BAGIKAN
Credit: Aron Visuals

Bagaimana waktu berjalan dan terjadi di alam semesta? Para peneliti berupaya mendapatkan penjelasan tentang bagaimana tepatnya arah waktu muncul dari interaksi yang terjadi pada skala partikel dan sel. Meskipun bagaimana tepatnya ini sebenarnya terjadi, masih belum jelas.

Pada dasarnya, arah waktu muncul dari hukum kedua termodinamika. Jika entropi diasosiasikan dengan kekacauan, maka pernyataan hukum kedua termodinamika di dalam proses-proses alami cenderung bertambah ekivalen dengan menyatakan, kekacauan dari sistem dan lingkungan cenderung semakin besar.

Di mana pada skala mikroskopis dari sistem fisik cenderung meningkat secara acak, bergerak dari keteraturan menuju ketidakteraturan. Semakin tidak teratur suatu sistem, semakin sulit untuk menemukan jalan kembali ke keadaan teratur, dan semakin kuat arah waktunya.

Sederhananya, kecenderungan alami alam semesta untuk bergerak menuju keadaan kacau adalah alasan mendasar mengapa manusia menganggap waktu mengalir dalam satu arah yang konstan.

Singkatnya, kecenderungan alam semesta menuju ketidakteraturan adalah alasan mendasar mengapa kita mengalami waktu yang mengalir dalam satu arah.

“Dua pertanyaan yang diajukan tim kami adalah, jika kami melihat sistem tertentu, apakah kami dapat mengukur kekuatan arah waktunya, dan apakah kami dapat memilah bagaimana ia muncul dari skala mikro, di mana sel dan neuron berinteraksi, ke seluruh sistem?” kata Christopher Lynn, penulis utama dan rekan pascadoktoral di program ITS dalam sebuah pernyataan.

“Temuan kami memberikan langkah pertama menuju pemahaman bagaimana arah waktu yang kita alami dalam kehidupan sehari-hari muncul dari detail yang lebih mikroskopis ini.”

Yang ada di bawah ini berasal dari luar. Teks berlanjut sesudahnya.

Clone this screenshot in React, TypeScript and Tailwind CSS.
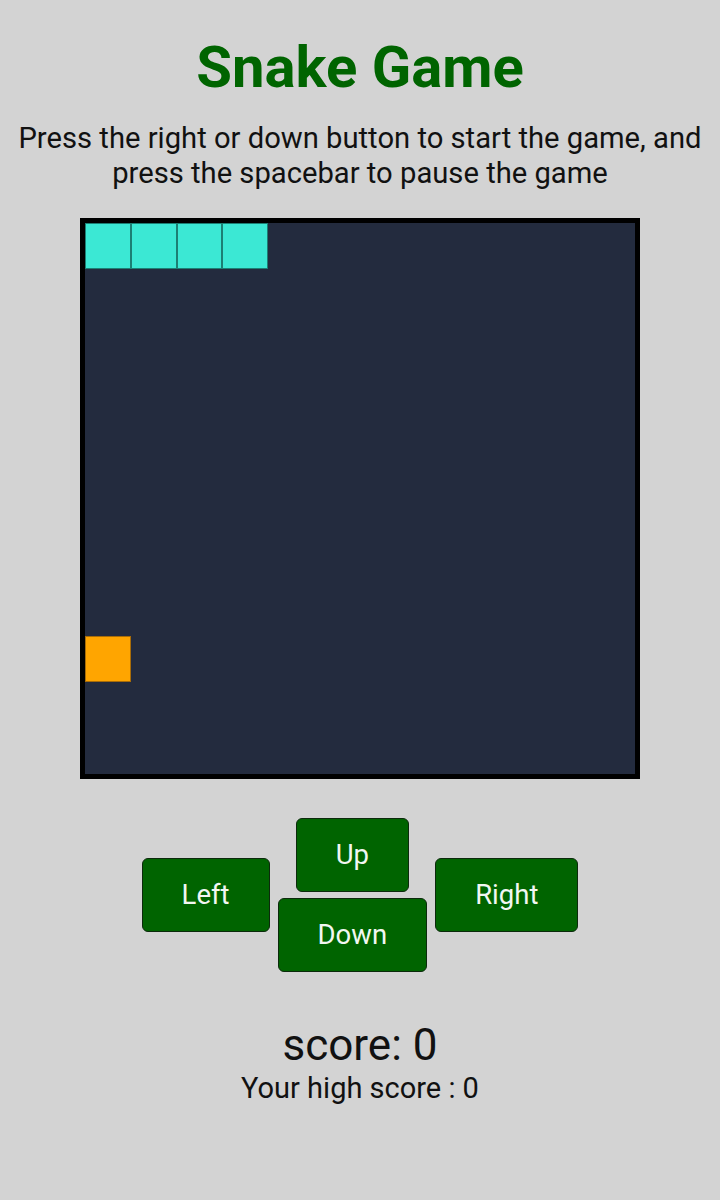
import React from 'react'

const SIZE = 12
const snake = [
  [0, 0],
  [1, 0],
  [2, 0],
  [3, 0],
]
const food = [0, 9]

function Board() {
  const cells = []
  for (let y = 0; y < SIZE; y++) {
    for (let x = 0; x < SIZE; x++) {
      const isSnake = snake.some(([sx, sy]) => sx === x && sy === y)
      const isFood = food[0] === x && food[1] === y
      let cls = ''
      if (isSnake) cls = 'bg-[#3be8d4] border border-[#1c7f74]'
      else if (isFood) cls = 'bg-[#ffa500] border border-[#a86c08]'
      cells.push(<div key={`${x}-${y}`} className={cls} />)
    }
  }
  return (
    <div className="w-[560px] h-[561px] border-[5px] border-black bg-[#232b3e] grid grid-cols-12 grid-rows-12">
      {cells}
    </div>
  )
}

function Btn({ label }: { label: string }) {
  return (
    <button className="h-[74px] px-[39px] rounded-md border border-[#0c2a0c] bg-[#006400] text-[#f2f7f2] text-[27.5px] leading-none">
      {label}
    </button>
  )
}

export default function App() {
  return (
    <div
      className="min-h-[1200px] bg-[#d3d3d3] flex flex-col items-center text-[#111]"
      style={{ fontFamily: 'Roboto, "Noto Sans", sans-serif' }}
    >
      <h1 className="mt-[35px] text-[58px] leading-[64px] font-bold text-[#006400]">Snake Game</h1>
      <p className="mt-[22px] px-2 text-center text-[29.2px] leading-[35px]">
        Press the right or down button to start the game, and press the spacebar to pause the game
      </p>

      <div className="mt-[27px]">
        <Board />
      </div>

      {/* Controls */}
      <div className="mt-[39px] flex items-center gap-2">
        <Btn label="Left" />
        <div className="flex flex-col items-center gap-[6px]">
          <Btn label="Up" />
          <Btn label="Down" />
        </div>
        <Btn label="Right" />
      </div>

      <div className="mt-[47px] text-[44px] leading-[52px]">score: 0</div>
      <div className="text-[29px] leading-[34px]">Your high score : 0</div>
    </div>
  )
}
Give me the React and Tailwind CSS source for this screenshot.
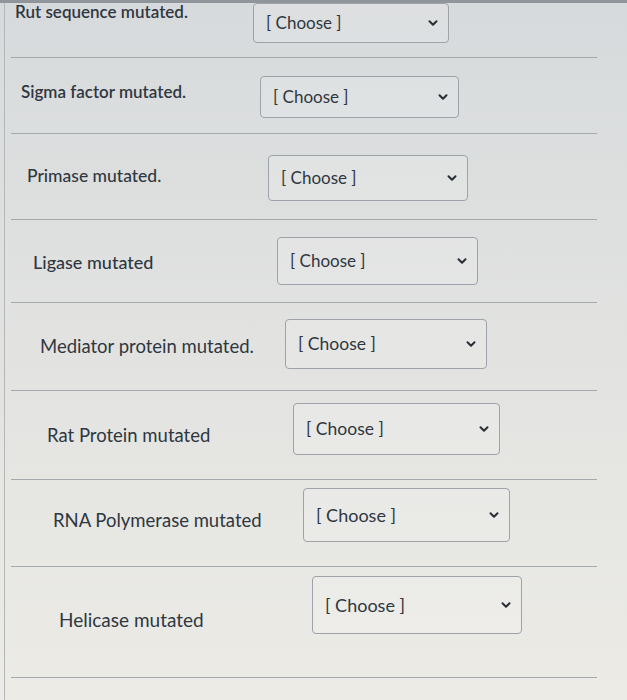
import React from 'react';
import { ChevronDown } from 'lucide-react';

const rows = [
  { label: 'Rut sequence mutated.', row: 'h-[55px] pl-[4px]', text: '-mt-[3px] w-[238px] text-[17px] font-semibold', select: 'mt-0 h-[40px] w-[196px]', choose: 'text-[17px]' },
  { label: 'Sigma factor mutated.', row: 'h-[76px] pl-[10px]', text: 'mt-[22px] w-[239px] text-[17px] font-semibold', select: 'mt-[18px] h-[42px] w-[199px]', choose: 'text-[17px]' },
  { label: 'Primase mutated.', row: 'h-[86px] pl-[16px]', text: 'mt-[30px] w-[241px] text-[17.5px] font-medium', select: 'mt-[21px] h-[46px] w-[200px]', choose: 'text-[17px]' },
  { label: 'Ligase mutated', row: 'h-[83px] pl-[22px]', text: 'mt-[30px] w-[244px] text-[18px] font-medium', select: 'mt-[17px] h-[48px] w-[201px]', choose: 'text-[17px]' },
  { label: 'Mediator protein mutated.', row: 'h-[88px] pl-[29px]', text: 'mt-[31px] w-[245px] text-[18.5px] font-normal', select: 'mt-[16px] h-[50px] w-[202px]', choose: 'text-[17.5px]' },
  { label: 'Rat Protein mutated', row: 'h-[89px] pl-[36px]', text: 'mt-[32px] w-[246px] text-[18.5px] font-normal', select: 'mt-[12px] h-[52px] w-[207px]', choose: 'text-[17.5px]' },
  { label: 'RNA Polymerase mutated', row: 'h-[87px] pl-[42px]', text: 'mt-[28px] w-[250px] text-[18.5px] font-normal', select: 'mt-[8px] h-[54px] w-[207px]', choose: 'text-[18px]' },
  { label: 'Helicase mutated', row: 'h-[111px] pl-[48px]', text: 'mt-[41px] w-[253px] text-[19px] font-normal', select: 'mt-[9px] h-[58px] w-[210px]', choose: 'text-[18px]' },
];

const ChooseSelect = ({ className, textSize }) => (
  <div className={`flex items-center justify-between rounded-[4px] border border-[#9da3a8] bg-white/15 pl-[12px] pr-[8px] ${className}`}>
    <span className={`leading-[22px] text-[#2f3740] ${textSize}`}>[ Choose ]</span>
    <ChevronDown size={14} strokeWidth={3.5} className="text-[#2a2f35]" />
  </div>
);

export default function App() {
  return (
    <div
      className="h-[700px] w-[627px] overflow-hidden border-t-[3px] border-[#8f959b] bg-gradient-to-b from-[#d7dadc] via-[#e2e3e1] to-[#ecebe6]"
      style={{ fontFamily: 'Lato, "Open Sans", sans-serif' }}
    >
      <div className="ml-[4px] mr-[30px] h-full border-l border-[#b3b7ba] pl-[6px]">
        {rows.map((r) => (
          <div key={r.label} className={`flex items-start border-b border-[#a4a9ad] ${r.row}`}>
            <span className={`shrink-0 leading-[24px] text-[#2f3740] ${r.text}`}>{r.label}</span>
            <ChooseSelect className={r.select} textSize={r.choose} />
          </div>
        ))}
      </div>
    </div>
  );
}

Untuk mulai menjawab pertanyaan-pertanyaan ini, para peneliti mengeksplorasi bagaimana arah waktu dapat diuraikan dengan mengamati bagian-bagian tertentu dari suatu sistem dan bagaimana semua itu saling berinteraksi.

Bagian-bagian dari sistem itu bisa berukuran lebih kecil. Misalnya, bisa berupa neuron yang berfungsi di dalam retina. Pada saat mata melihat satu keadaan, proses dari sistem penglihatan ini dapat menunjukkan bahwa arah waktu dapat dipecah menjadi bagian-bagian yang berbeda. Di mana hal tersebut dihasilkan oleh bagian-bagian yang bekerja baik secara mandiri, berpasangan, atau dalam konfigurasi yang lebih kompleks.

Berdasarkan pada cara menguraikan arah waktu tersebut, para peneliti menganalisis eksperimen tentang respons neuron dalam retina salamander, terhadap berbagai penyajian film yang berbeda-beda.

Pada salah satu film, sebuah objek bergerak melintasi layar secara acak. Sementara pertunjukan yang lain menggambarkan kompleksitas yang meliputi berbagai adegan di alam. Dari kedua film tersebut, para peneliti menemukan bahwa arah waktu muncul dari interaksi di antara pasangan neuron yang sederhana. Dan itu bukanlah kelompok neuron yang besar dan rumit.

Anehnya, tim juga mengamati bahwa retina menunjukkan arah waktu yang lebih kuat ketika salamander menonton gerakan acak daripada pemandangan alam. Lynn mengatakan temuan terakhir ini menimbulkan pertanyaan tentang bagaimana persepsi internal kita tentang arah waktu menjadi selaras dengan dunia luar.

“Hasil ini mungkin menarik bagi para peneliti ilmu saraf,” kata Lynn. “Mereka bisa, misalnya, mengarah pada jawaban tentang apakah arah waktu berfungsi secara berbeda di otak yang neurotipikal.”

“Dekomposisi Chris tentang ireversibilitas lokal — juga dikenal sebagai arah waktu — adalah kerangka kerja umum yang elegan yang dapat memberikan perspektif baru untuk menjelajahi banyak sistem non-kesetimbangan berdimensi tinggi,” kata David Schwab, profesor Fisika dan Biologi di Graduate Center, CUNY dan peneliti utama studi tersebut.

Penelitian ini telah diterbitkan di Physical Review Letters.